## INPUT DATA
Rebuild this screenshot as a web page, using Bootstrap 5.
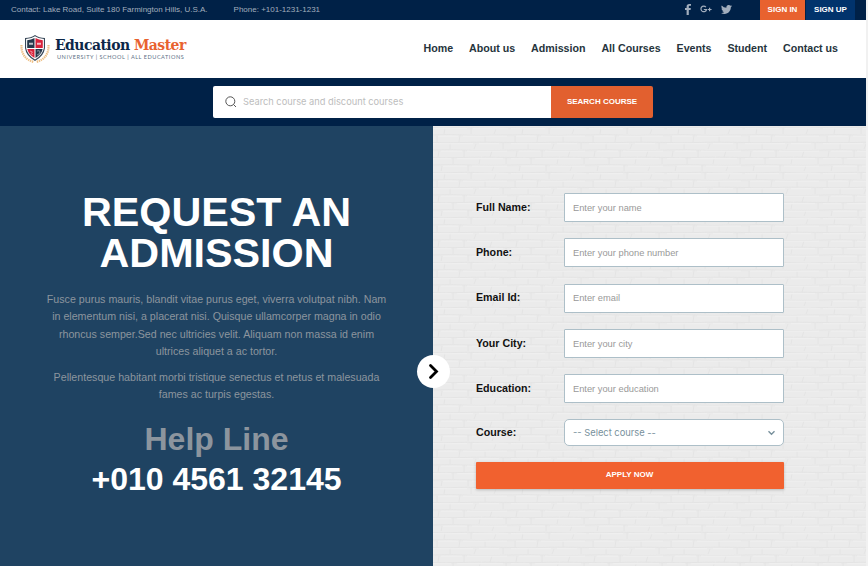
<!DOCTYPE html>
<html lang="en">
<head>
<meta charset="utf-8">
<meta name="viewport" content="width=device-width, initial-scale=1">
<title>Education Master</title>
<link href="https://cdn.jsdelivr.net/npm/bootstrap@5.3.0/dist/css/bootstrap.min.css" rel="stylesheet">
<style>
body{font-family:"Liberation Sans",Arial,sans-serif;background:#f1f1f1;overflow:hidden;height:566px;line-height:1.5}
svg{display:block;flex:none}
.site{width:866px;height:566px}
.topbar{height:20px;background:#002147;color:#a2aebd;font-size:8px;line-height:19px;padding-left:11px;padding-right:11px}
.topbar .tel{margin-left:26px}
.social{gap:9px;margin-right:28px;height:19px}
.sign{font-size:8px;font-weight:700;color:#fff;height:20px;line-height:19px;border-radius:0;padding:0;text-align:center;border:0}
.sign-in{background:#e8622f;width:45px}
.sign-up{background:#01336c;width:49px;margin-left:1px}
.mainnav{height:58px;padding:0 28px 0 20px}
.brandtext{padding-top:3px;margin-left:5px}
.brandname{font-family:"DejaVu Serif Condensed","DejaVu Serif",serif;font-weight:700;font-size:15.5px;line-height:16px;letter-spacing:-.52px;color:#0d2748;white-space:nowrap}
.brandname span{color:#e8622f}
.tagline{font-family:Lato,sans-serif;font-size:5.6px;line-height:7px;letter-spacing:.51px;color:#5d6f86;white-space:nowrap;padding-left:2px}
.menu{gap:15.9px;padding-bottom:2px}
.mainnav .nav-link{font-size:10.67px;font-weight:700;color:#26343c;padding:0;line-height:16px}
.searchbar{height:48px;background:#002147}
.searchbox{width:338px;height:32px;background:#fff;border-radius:2px 0 0 2px;padding-left:12px}
.searchbox input{font-family:Inter,sans-serif;font-size:9.28px;padding:0;margin-left:6px;border:0;background:none;box-shadow:none;line-height:14px}
.searchbox input::placeholder{color:#bdbdbd}
.btn-search{width:102px;height:32px;background:#e2602f;color:#fff;font-size:8px;font-weight:700;border-radius:0 2px 2px 0;border:0;padding:0 0 1px}
.half{width:433px;height:440px}
.request{background:#1f4362;color:#8c959e;padding:66px 40px 0;text-align:center}
.request h2{font-size:41.3px;line-height:41px;font-weight:700;color:#fff;margin:0 0 17px}
.request p{font-size:10.67px;line-height:17.35px;margin:0 0 8.5px}
.request .help{font-size:32px;line-height:40px;font-weight:700;margin-top:15px}
.request .help b{color:#fff;display:block}
.arrow{left:417px;top:229px;width:33px;height:33px;border-radius:50%;background:#fff}
.apply{padding:67px 82px 0 43px}
.bricks{position:absolute;left:0;top:0}
.frow{height:29.3px;margin-bottom:16px}
.frow label{width:88px;font-size:10.67px;font-weight:700;color:#111;line-height:16px;padding-bottom:2px}
.frow .form-control{height:29px;font-size:9.3px;border:1px solid #adbfc8;border-radius:1px;padding:0 8px;width:220px;background:#fff}
.frow .form-control::placeholder{color:#999}
.picker-row{height:27px}
.frow .picker{height:27px;width:220px;font-family:Inter,sans-serif;font-size:9.33px;color:#78909c;border:1px solid #adbfc8;border-radius:5px;background:#fff;padding:0 7px 0 8px}
.btn-apply{width:308px;height:27px;background:#f1612f;color:#fff;font-size:8px;font-weight:700;border:0;border-radius:1px;padding:0 1px 2px 0;box-shadow:0 1px 3px rgba(0,0,0,.22)}
</style>
</head>
<body>
<div class="site">
<header>
<div class="topbar d-flex">
  <span>Contact: Lake Road, Suite 180 Farmington Hills, U.S.A.</span><span class="tel">Phone: +101-1231-1231</span>
  <div class="social d-flex align-items-center ms-auto">
    <svg width="6" height="11" viewBox="0 0 6 11" fill="#a2aebd"><path d="M1.600 11V6H0V4.100h1.600V2.700C1.600 1 2.600 0 4.200 0L6 .1v1.700H4.900C4 1.800 3.800 2.200 3.800 2.800v1.300h2L5.600 6H3.800v5z"/></svg>
    <svg width="12" height="9" viewBox="0 0 12 9" fill="none" stroke="#a2aebd" stroke-width="1.200"><path d="M5.900 2.100A2.800 2.800 0 1 0 6.500 4.500H3.800M9.600 2.700v3.600M7.800 4.500h3.800"/></svg>
    <svg width="11" height="9" viewBox="0 0 16 13" fill="#a2aebd"><path d="M5 13c6 0 9.300-5 9.300-9.300v-.4A6.700 6.700 0 0 0 16 1.500a6.600 6.600 0 0 1-1.900.5A3.300 3.300 0 0 0 15.500.2a6.600 6.600 0 0 1-2 .8 3.300 3.300 0 0 0-5.600 3A9.300 9.300 0 0 1 1.100.6a3.300 3.300 0 0 0 1 4.400 3.200 3.200 0 0 1-1.500-.4 3.300 3.300 0 0 0 2.600 3.200 3.200 3.200 0 0 1-1.500.1 3.300 3.300 0 0 0 3.100 2.300A6.600 6.600 0 0 1 0 11.500 9.300 9.300 0 0 0 5 13"/></svg>
  </div>
  <a class="btn sign sign-in" href="#">SIGN IN</a><a class="btn sign sign-up" href="#">SIGN UP</a>
</div>
<nav class="mainnav bg-white d-flex align-items-center justify-content-between">
  <a class="d-flex text-decoration-none" href="#">
    <svg width="30" height="30" viewBox="0 0 30 30">
      <g fill="none" stroke="#eebf85" stroke-width="2.200" stroke-dasharray="1.400 .7"><path d="M1.500 11C1 19 5 26 14 28M28.500 11C29 19 25 26 16 28"/></g>
      <path d="M5 4Q11 4 15 1Q19 4 25 4V14Q24 22 15 27Q6 22 5 14Z" fill="#3a4959"/>
      <path d="M6.100 5.100Q11 5 15 2.300Q19 5 23.900 5.100V14Q22.700 21 15 25.500Q7.300 21 6.100 14Z" fill="#fff"/>
      <path d="M7.200 6.200Q11 6 14.500 4V14H7.200Z" fill="#26384b"/>
      <path d="M15.500 4Q19 6 22.800 6.200V14H15.500Z" fill="#d9233b"/>
      <path d="M7.300 15H14.500V24Q8.600 20.500 7.300 15Z" fill="#d9233b"/>
      <path d="M15.500 15H22.700Q21.400 20.500 15.500 24Z" fill="#26384b"/>
      <path d="M9 8.700h4v2H9zM17 8.700h4v2h-4z" fill="#fff" opacity=".7"/>
      <path d="M10 17l2.500 1-1.500 1.500 2 1.500M17 17q3-1 3 1t-3 3" fill="none" stroke="#fff" stroke-width=".8" opacity=".6"/>
    </svg>
    <div class="brandtext"><div class="brandname">Education <span>Master</span></div><div class="tagline">UNIVERSITY | SCHOOL | ALL EDUCATIONS</div></div>
  </a>
  <div class="nav flex-nowrap menu">
    <a class="nav-link" href="#">Home</a><a class="nav-link" href="#">About us</a><a class="nav-link" href="#">Admission</a><a class="nav-link" href="#">All Courses</a><a class="nav-link" href="#">Events</a><a class="nav-link" href="#">Student</a><a class="nav-link" href="#">Contact us</a>
  </div>
</nav>
<form class="searchbar d-flex justify-content-center align-items-center">
  <div class="searchbox d-flex align-items-center">
    <svg width="12" height="12" viewBox="0 0 12 12" fill="none" stroke="#444" stroke-width=".9"><circle cx="5.300" cy="5.300" r="4.500"/><path d="M8.500 8.500l2.500 2.500"/></svg>
    <input class="form-control" type="text" placeholder="Search course and discount courses">
  </div>
  <button class="btn btn-search" type="button">SEARCH COURSE</button>
</form>
</header>
<main class="d-flex position-relative">
  <section class="half request">
    <h2>REQUEST AN<br>ADMISSION</h2>
    <p>Fusce purus mauris, blandit vitae purus eget, viverra volutpat nibh. Nam<br>in elementum nisi, a placerat nisi. Quisque ullamcorper magna in odio<br>rhoncus semper.Sed nec ultricies velit. Aliquam non massa id enim<br>ultrices aliquet a ac tortor.</p>
    <p>Pellentesque habitant morbi tristique senectus et netus et malesuada<br>fames ac turpis egestas.</p>
    <div class="help">Help Line<b>+010 4561 32145</b></div>
  </section>
  <section class="half apply position-relative">
    <svg class="bricks" width="433" height="440">
      <defs>
        <pattern id="wall" width="78" height="45" patternUnits="userSpaceOnUse">
          <rect width="78" height="45" fill="#ebebeb"/>
          <g fill="none" stroke="#e3e3e3" stroke-width=".9">
            <path d="M0 1.500q10 .7 22 0t26 .3 30-.3M0 9q15-.7 31 0t25 .2 22-.2M0 16.500q14 .6 30 0t48 0M0 24q20-.6 36 .2t42-.2M0 31.500q12 .6 28 0t50 0M0 39q18-.7 38 0t40 0"/>
            <path d="M12 2l-1 6M38 2v6M63 3l-2 5M4 10v6M27 9l-1 7M52 10v6M17 17v6M43 18l-2 5M70 17v6M6 25l-1 6M31 24v7M59 25l-2 6M20 32v6M47 33l-1 5M73 32v6M9 40l-1 6M35 39v6M61 40l-2 5"/>
          </g>
          <g fill="none" stroke="#f0f0f0" stroke-width=".9"><path d="M0 2.700h34M40 2.700h35M5 10.200h20M30 10.200h44M0 17.700h40M46 17.700h20M8 25.200h21M34 25.200h40M0 32.700h18M24 32.700h46M10 40.200h24M39 40.200h35"/></g>
        </pattern>
      </defs>
      <rect width="433" height="440" fill="url(#wall)"/>
    </svg>
    <form class="position-relative">
      <div class="frow d-flex align-items-center"><label for="f1">Full Name:</label><input id="f1" class="form-control" placeholder="Enter your name"></div>
      <div class="frow d-flex align-items-center"><label for="f2">Phone:</label><input id="f2" class="form-control" placeholder="Enter your phone number"></div>
      <div class="frow d-flex align-items-center"><label for="f3">Email Id:</label><input id="f3" class="form-control" placeholder="Enter email"></div>
      <div class="frow d-flex align-items-center"><label for="f4">Your City:</label><input id="f4" class="form-control" placeholder="Enter your city"></div>
      <div class="frow d-flex align-items-center"><label for="f5">Education:</label><input id="f5" class="form-control" placeholder="Enter your education"></div>
      <div class="frow picker-row d-flex align-items-center"><label>Course:</label>
        <div class="picker d-flex align-items-center justify-content-between" role="button" tabindex="0"><span>-- Select course --</span><svg width="9" height="9" viewBox="0 0 9 9" fill="none" stroke="#78909c" stroke-width="1.400"><path d="M1.500 3.200l3 3 3-3"/></svg></div></div>
      <button class="btn btn-apply" type="button">APPLY NOW</button>
    </form>
  </section>
  <div class="arrow position-absolute d-flex align-items-center justify-content-center">
    <svg width="11" height="17" viewBox="0 0 11 17" fill="none" stroke="#000" stroke-width="2.800" stroke-linecap="round"><path d="M2.500 2.500l6 6-6 6"/></svg>
  </div>
</main>
</div>
<script src="https://cdn.jsdelivr.net/npm/bootstrap@5.3.0/dist/js/bootstrap.bundle.min.js"></script>
</body>
</html>
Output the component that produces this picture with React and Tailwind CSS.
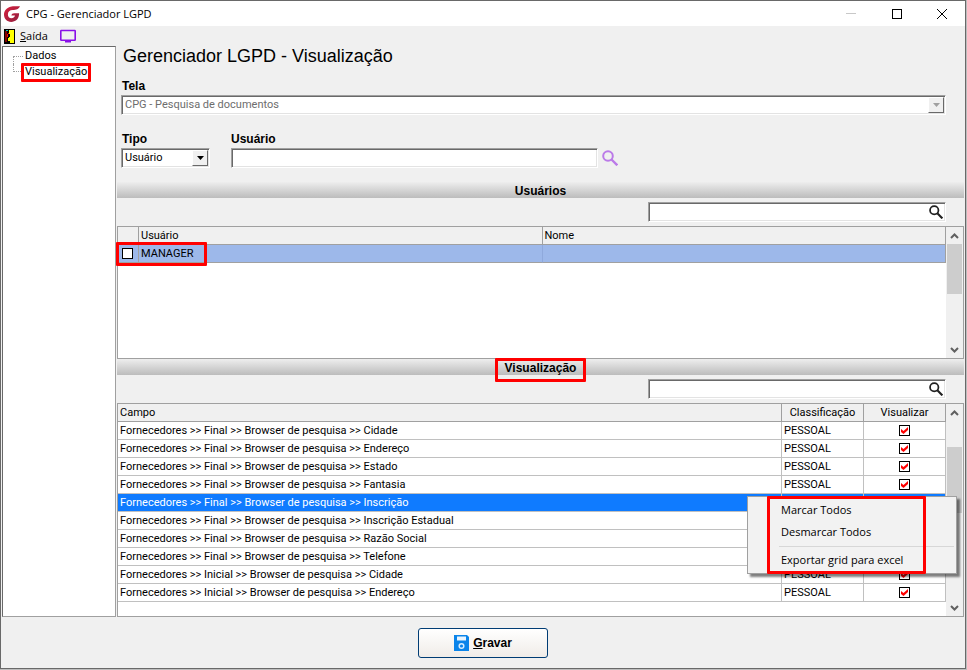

## TO DO
Copy each line above that contains the word "this".

## WORKED SOLUTION
Rebuild this screenshot as a web page, using Bootstrap 5.
Output the component that produces this picture with React and Tailwind CSS.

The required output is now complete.